ARTIGO
por João Marinho
Finalizado o pleito de 31 de outubro de 2010, Dilma Rousseff, do PT, tornou-se a 40a presidente do Brasil – e devo dizer que, como muitos eleitores, respirei aliviado com o término daquele segundo turno.
Sim, porque, verdade seja dita, as eleições 2010 “demoraram” a terminar, marcadas que foram por retrocessos em relação aos direitos humanos e aos direitos de minorias. Para mim, é algo que não vai deixar saudade – mas é algo de que precisamos nos lembrar: 2011 está aí, e é chegada a hora de pressionar ainda mais o poder público a fim de garantir nossos direitos constitucionais.
Aborto e saúde pública
Ainda no fim do primeiro turno, Dilma Rousseff começou a ser alvejada por suas posições em relação ao aborto. O mote da campanha de desmoralização foram suas declarações à revista Marie Claire, quando, entre outros pontos, mostrou-se favorável a tratar o tema como problema de saúde pública. E-mails panfletários circularam, dizendo ser a então candidata favorável a “matar criancinhas” e daí para baixo.
Ora, as posições de cada pessoa sobre o aborto são, antes de tudo, de foro íntimo – e há diferença entre uma posição pessoal, uma política pública e o respeito ao direito alheio.
A título de exemplo, cito uma amiga minha que é politicamente a favor da legalização, mas pessoalmente contra o aborto. O paradoxo é apenas aparente. Telma (nome fictício), católica, acredita que a vida começa na concepção e jamais se veria fazendo um aborto – mas sabe que outras mulheres pensam diferente e entende que elas deveriam poder agir de acordo com sua consciência.
Telma também sabe que são inúmeras as que morrem em clínicas clandestinas e que a legalização poderia ajudar a conter essa carnificina.
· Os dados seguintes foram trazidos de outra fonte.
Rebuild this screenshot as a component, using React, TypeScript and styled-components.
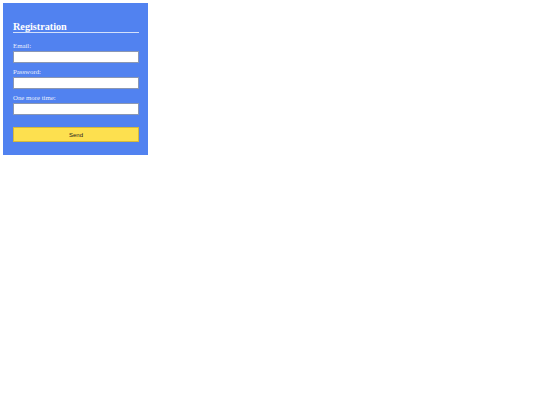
import React from 'react';
import styled, { createGlobalStyle } from 'styled-components';

const GlobalStyle = createGlobalStyle`
  html, body { margin: 0; padding: 0; background: #ffffff; }
  body { font-family: "Liberation Serif", "Times New Roman", serif; }
`;

// --- Styled Components ---
const Page = styled.div` padding: 3px; `;
const Card = styled.form` width: 145px; box-sizing: border-box; background-color: #5182f0; padding: 18px 9px 13px 10px; display: flex; flex-direction: column; `;
const Title = styled.h2` margin: 0 0 9px; font-size: 10.2px; line-height: 11px; font-weight: 700; color: #ffffff; border-bottom: 1px solid rgba(255,255,255,0.75); `;
const Field = styled.div` display: flex; flex-direction: column; gap: 1px; margin-bottom: 5px; `;
const Label = styled.label` font-size: 6.8px; line-height: 8px; color: #e8eefc; `;
const Input = styled.input` box-sizing: border-box; width: 100%; height: 12px; margin: 0; padding: 0 2px; border: 1px solid #8a97b3; background: #ffffff; font-size: 7px; `;
const SendButton = styled.button` margin-top: 7px; height: 15px; width: 100%; box-sizing: border-box; background-color: #fde04f; border: 1px solid #d6b93a; font-family: "Liberation Sans", Arial, sans-serif; font-size: 6px; color: #222; padding: 0; cursor: pointer; `;

const fields = [
  { id: 'email', label: 'Email:', type: 'email' },
  { id: 'password', label: 'Password:', type: 'password' },
  { id: 'repeat', label: 'One more time:', type: 'password' },
];

const App = () => (
  <Page>
    <GlobalStyle />
    <Card onSubmit={(e) => e.preventDefault()}>
      <Title>Registration</Title>
      {fields.map((f) => (
        <Field key={f.id}>
          <Label htmlFor={f.id}>{f.label}</Label>
          <Input id={f.id} type={f.type} />
        </Field>
      ))}
      <SendButton type="submit">Send</SendButton>
    </Card>
  </Page>
);

export default App;
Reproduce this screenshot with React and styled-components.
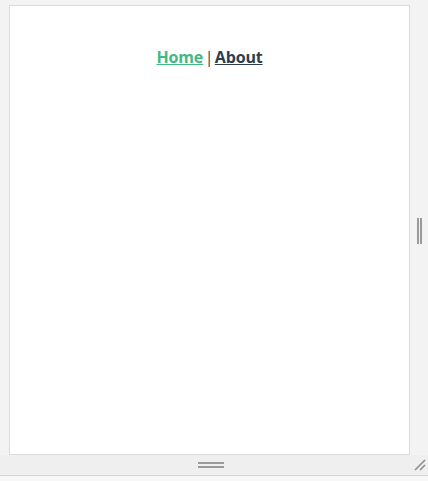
import styled, { createGlobalStyle } from 'styled-components';

const GlobalStyle = createGlobalStyle`
  html, body {
    margin: 0;
    padding: 0;
    background: #f3f3f3;
  }
`;

const Frame = styled.div`
  width: 428px;
  height: 481px;
  display: flex;
  flex-direction: column;
  background: #f3f3f3;
  overflow: hidden;
`;

const Row = styled.div`
  display: flex;
  padding: 5px 0 0 9px;
`;

const Panel = styled.div`
  width: 401px;
  height: 450px;
  box-sizing: border-box;
  background: #ffffff;
  border: 1px solid #dcdcdc;
  padding-top: 40px;
  font-family: "Open Sans", "Noto Sans", sans-serif;
  -webkit-font-smoothing: antialiased;
  color: #2c3e50;
  text-align: center;
`;

const Nav = styled.nav`
  font-size: 16px;
  font-weight: 700;
  line-height: 22px;
  letter-spacing: -0.15px;
`;

const NavLink = styled.a`
  color: ${({ $active }) => ($active ? '#42b983' : '#2c3e50')};
  text-decoration: underline;
  cursor: pointer;
`;

const Separator = styled.span`
  font-weight: 400;
  color: #2c3e50;
  margin: 0 1.5px;
`;

const SideGutter = styled.div`
  flex: 1;
  display: flex;
  align-items: center;
  justify-content: center;
  gap: 1px;
  padding-top: 2px;
`;

const VBar = styled.span`
  width: 2px;
  height: 26px;
  background: #9a9a9a;
`;

const BottomGutter = styled.div`
  position: relative;
  height: 20px;
  display: flex;
  flex-direction: column;
  align-items: center;
  justify-content: center;
  gap: 2px;
  border-bottom: 1px solid #d4d4d4;
  background: #efefef;
`;

const HBar = styled.span`
  width: 26px;
  height: 2px;
  background: #9a9a9a;
  margin-right: 6px;
`;

const Grip = styled.svg`
  position: absolute;
  right: 2px;
  bottom: 4px;
`;

const Footer = styled.div`
  flex: 1;
  background: #f7f7f7;
`;

export default function App() {
  return (
    <>
      <GlobalStyle />
      <Frame>
        <Row>
          <Panel>
            <Nav>
              <NavLink $active>Home</NavLink>
              <Separator>|</Separator>
              <NavLink>About</NavLink>
            </Nav>
          </Panel>
          <SideGutter>
            <VBar />
            <VBar />
          </SideGutter>
        </Row>
        <BottomGutter>
          <HBar />
          <HBar />
          <Grip width="12" height="12" viewBox="0 0 12 12">
            <path d="M1 11 L11 1 M6 11 L11 6" stroke="#8a8a8a" strokeWidth="1.5" />
          </Grip>
        </BottomGutter>
        <Footer />
      </Frame>
    </>
  );
}
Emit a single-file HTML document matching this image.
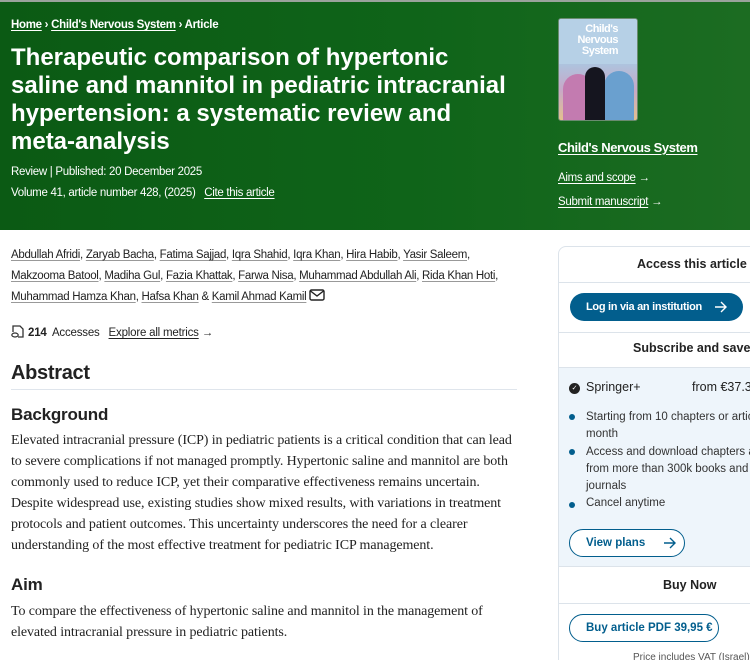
<!DOCTYPE html>
<html><head><meta charset="utf-8"><style>
*{margin:0;padding:0;box-sizing:border-box}
html,body{width:750px;height:660px;overflow:hidden}
body{background:#fff;font-family:"Liberation Sans",sans-serif;color:#222;position:relative}
.hdr{position:absolute;left:0;top:0;width:750px;height:230px;background:linear-gradient(90deg,#0b5a14 0%,#0f6419 55%,#1c6c22 100%);border-top:2px solid #9aa39c}
.a{position:absolute;white-space:nowrap}
.w{color:#fff}
u{text-decoration:underline;text-underline-offset:2px}
.title{left:11px;top:44px;font-size:24px;font-weight:bold;line-height:28px;letter-spacing:0px;color:#fff}
.cover{left:558px;top:18px;width:80px;height:103px;border-radius:3px;background:linear-gradient(180deg,#8fb7d9 0%,#a9c8e2 40%,#c7a9c8 70%,#e3c08e 100%);overflow:hidden;border:1px solid #6a8b6f}
.au{font-size:11.5px;line-height:21px;letter-spacing:-0.3px}
.au u{text-decoration-color:#999}
.body{font-family:"Liberation Serif",serif;font-size:14px;line-height:21px;color:#222}
.side{position:absolute;left:558px;top:246px;width:192px;height:414px;border:1px solid #dce3ea;border-right:none;border-bottom:none;border-radius:8px 0 0 0;overflow:hidden}
.sec{position:absolute;font-weight:bold;font-size:12.5px;color:#222;white-space:nowrap}
.hr{position:absolute;left:0;width:192px;height:1px;background:#dce3ea}
.btn{position:absolute;border-radius:16px;font-weight:bold;font-size:11.5px;display:flex;align-items:center;padding-left:16px;white-space:nowrap}
.btn svg{margin-left:12px}
.sm{font-size:11.5px;color:#333}
.dot{position:absolute;width:6px;height:6px;border-radius:50%;background:#025e8d}
</style></head><body>
<div class="hdr"></div>
<div class="a w" style="left:11px;top:19px;font-size:11.5px;font-weight:bold;letter-spacing:-0.3px"><u>Home</u> › <u>Child's Nervous System</u> › Article</div>
<div class="a title">Therapeutic comparison of hypertonic<br>saline and mannitol in pediatric intracranial<br>hypertension: a systematic review and<br>meta-analysis</div>
<div class="a w" style="left:11px;top:166px;font-size:11.5px;letter-spacing:-0.3px">Review | Published: 20 December 2025</div>
<div class="a w" style="left:11px;top:187px;font-size:11.5px;letter-spacing:-0.3px">Volume 41, article number 428, (2025) &nbsp;&nbsp;<u>Cite this article</u></div>
<div class="a cover">
 <div style="position:absolute;left:0;top:0;width:100%;height:45px;background:#b6d0e6"></div>
 <div style="position:absolute;left:4px;top:5px;font-size:11px;line-height:11px;color:#fff;font-weight:bold;letter-spacing:-0.5px;text-align:right;width:55px">Child's<br>Nervous<br>System</div>
 <div style="position:absolute;left:4px;top:55px;width:30px;height:55px;border-radius:15px 15px 0 0;background:#c37bb0"></div>
 <div style="position:absolute;left:45px;top:52px;width:30px;height:55px;border-radius:15px 15px 0 0;background:#6aa0cf"></div>
 <div style="position:absolute;left:26px;top:48px;width:20px;height:60px;border-radius:10px 10px 0 0;background:#15151f"></div>
</div>
<div class="a w" style="left:558px;top:140px;font-size:13px;font-weight:bold;letter-spacing:-0.4px"><u>Child's Nervous System</u></div>
<div class="a w" style="left:558px;top:172px;font-size:11.5px;letter-spacing:-0.3px"><u>Aims and scope</u> →</div>
<div class="a w" style="left:558px;top:196px;font-size:11.5px;letter-spacing:-0.3px"><u>Submit manuscript</u> →</div>

<div class="a au" style="left:11px;top:245px"><u>Abdullah Afridi</u>, <u>Zaryab Bacha</u>, <u>Fatima Sajjad</u>, <u>Iqra Shahid</u>, <u>Iqra Khan</u>, <u>Hira Habib</u>, <u>Yasir Saleem</u>,<br><u>Makzooma Batool</u>, <u>Madiha Gul</u>, <u>Fazia Khattak</u>, <u>Farwa Nisa</u>, <u>Muhammad Abdullah Ali</u>, <u>Rida Khan Hoti</u>,<br><u>Muhammad Hamza Khan</u>, <u>Hafsa Khan</u> &amp; <u>Kamil Ahmad Kamil</u> <svg width="16" height="12" viewBox="0 0 16 12" style="vertical-align:-1px"><rect x="1" y="1" width="14" height="10" rx="1.5" fill="none" stroke="#222" stroke-width="1.4"/><path d="M1.5 2 L8 7 L14.5 2" fill="none" stroke="#222" stroke-width="1.4"/></svg></div>
<div class="a" style="left:11px;top:325px;font-size:11.5px;letter-spacing:-0.2px"><svg width="14" height="13" viewBox="0 0 14 13" style="vertical-align:-2px"><path d="M2 7V1h7l3 3v8H7" fill="none" stroke="#333" stroke-width="1.3"/><ellipse cx="4" cy="10" rx="3.2" ry="2" fill="none" stroke="#333" stroke-width="1.2"/></svg> <b>214</b>&nbsp; Accesses &nbsp;&nbsp;<u>Explore all metrics</u> →</div>

<div class="a" style="left:11px;top:362px;font-size:20px;font-weight:bold;letter-spacing:-0.3px">Abstract</div>
<div class="a" style="left:11px;top:389px;width:506px;height:1px;background:#dfe5ec"></div>
<div class="a" style="left:11px;top:405px;font-size:17px;font-weight:bold;letter-spacing:-0.2px">Background</div>
<div class="a body" style="left:11px;top:430px;letter-spacing:-0.1px">Elevated intracranial pressure (ICP) in pediatric patients is a critical condition that can lead<br>to severe complications if not managed promptly. Hypertonic saline and mannitol are both<br>commonly used to reduce ICP, yet their comparative effectiveness remains uncertain.<br>Despite widespread use, existing studies show mixed results, with variations in treatment<br>protocols and patient outcomes. This uncertainty underscores the need for a clearer<br>understanding of the most effective treatment for pediatric ICP management.</div>
<div class="a" style="left:11px;top:575px;font-size:17px;font-weight:bold;letter-spacing:-0.2px">Aim</div>
<div class="a body" style="left:11px;top:601px;letter-spacing:-0.1px">To compare the effectiveness of hypertonic saline and mannitol in the management of<br>elevated intracranial pressure in pediatric patients.</div>

<div class="side">
 <div class="sec" style="top:10px;left:78px">Access this article</div>
 <div class="hr" style="top:35px"></div>
 <div class="btn" style="left:11px;top:46px;width:173px;height:28px;background:#025e8d;color:#fff;font-size:11px;letter-spacing:-0.3px">Log in via an institution <svg width="14" height="12" viewBox="0 0 14 12"><path d="M1 6h11M7 1l5 5-5 5" fill="none" stroke="#fff" stroke-width="1.4"/></svg></div>
 <div class="hr" style="top:85px"></div>
 <div class="sec" style="top:94px;left:74px">Subscribe and save</div>
 <div style="position:absolute;left:0;top:120px;width:192px;height:200px;background:#eef5fb;border-top:1px solid #dce3ea;border-bottom:1px solid #dce3ea"></div>
 <div class="a" style="left:10px;top:136px;width:11px;height:11px;border-radius:50%;background:#222;color:#fff;font-size:7px;text-align:center;line-height:11px">✓</div>
 <div class="a" style="left:27px;top:133px;font-size:12.5px">Springer+</div>
 <div class="a" style="left:133px;top:133px;font-size:12.5px">from €37.37</div>
 <div class="dot" style="left:10px;top:167px"></div>
 <div class="a sm" style="left:27px;top:162px;line-height:17px">Starting from 10 chapters or articles per<br>month</div>
 <div class="dot" style="left:10px;top:202px"></div>
 <div class="a sm" style="left:27px;top:197px;line-height:17px">Access and download chapters and articles<br>from more than 300k books and 2,500<br>journals</div>
 <div class="dot" style="left:10px;top:255px"></div>
 <div class="a sm" style="left:27px;top:250px">Cancel anytime</div>
 <div class="btn" style="left:10px;top:282px;width:116px;height:28px;border:1px solid #025e8d;background:#fff;color:#025e8d">View plans <svg width="14" height="12" viewBox="0 0 14 12" style="margin-left:18px"><path d="M1 6h11M7 1l5 5-5 5" fill="none" stroke="#025e8d" stroke-width="1.4"/></svg></div>
 <div class="sec" style="top:331px;left:104px">Buy Now</div>
 <div class="hr" style="top:356px"></div>
 <div class="btn" style="left:10px;top:367px;width:150px;height:28px;border:1px solid #025e8d;background:#fff;color:#025e8d">Buy article PDF 39,95 €</div>
 <div class="a" style="left:74px;top:405px;font-size:10px;color:#555">Price includes VAT (Israel)</div>
</div>
</body></html>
Até porque, se sobreviver a ela, a mulher pode ir presa, sem ganho social algum, para ela ou para sua comunidade – e é um engodo acreditar que alguém decide abortar como se fosse a uma loja comprar roupas novas.
Quem é contra o aborto, portanto, não pode fechar os olhos para a realidade. Não pode negar que o aborto é, ao menos também, uma questão de saúde pública – mas, de uma hora para outra, dizer isso virou pecado.
Pecado é uma palavra que cai bem, pois, a partir daí, houve uma escalada da temática religiosa, e assistimos a ambas as campanhas fazerem concessões preocupantes a setores reacionários dentro das igrejas.
Gays e partidarismos
Como resultado, por pouco, não vimos naufragar integralmente a agenda de direitos gays. O PLC 122/2006, que criminaliza a homofobia, foi objeto de críticas e de promessas de veto. Afinal, ele supostamente “amordaçaria” os religiosos. Os candidatos se declararam a favor da união civil gay, mas – derrapada! – disseram que casamento era coisa de igreja, como, se no Brasil, não existisse casamento civil.
Nesse sentido, faltou, no meu entender, assessoria da ala gay de ambos os partidos, o Setorial LGBT do PT e o Diversidade Tucana. Faltou puxar a orelha dos candidatos sobre a questão do casamento e atualizá-los sobre o atual substitutivo do PLC, que nem mesmo fala de religião.
Se há o que aprender com essas eleições, agora finalizadas, é que é chegada a hora de gays, lésbicas e afins se envolverem mais com política, se comprometerem a eleger candidatos que verdadeiramente nos apoiem, saber pressioná-los e até mesmo retirar o apoio quando não atendidos – como os religiosos, aliás, fizeram.
Àqueles que militam em partidos, isso é ainda mais necessário, bem como a coragem para enfrentar a homofobia dentro de suas próprias agremiações. Enquanto cidadãos gays, nossos interesses imediatos não podem ser engolidos por estratégias partidárias – e nossas demandas não podem esperar por “outras coisas mais importantes”.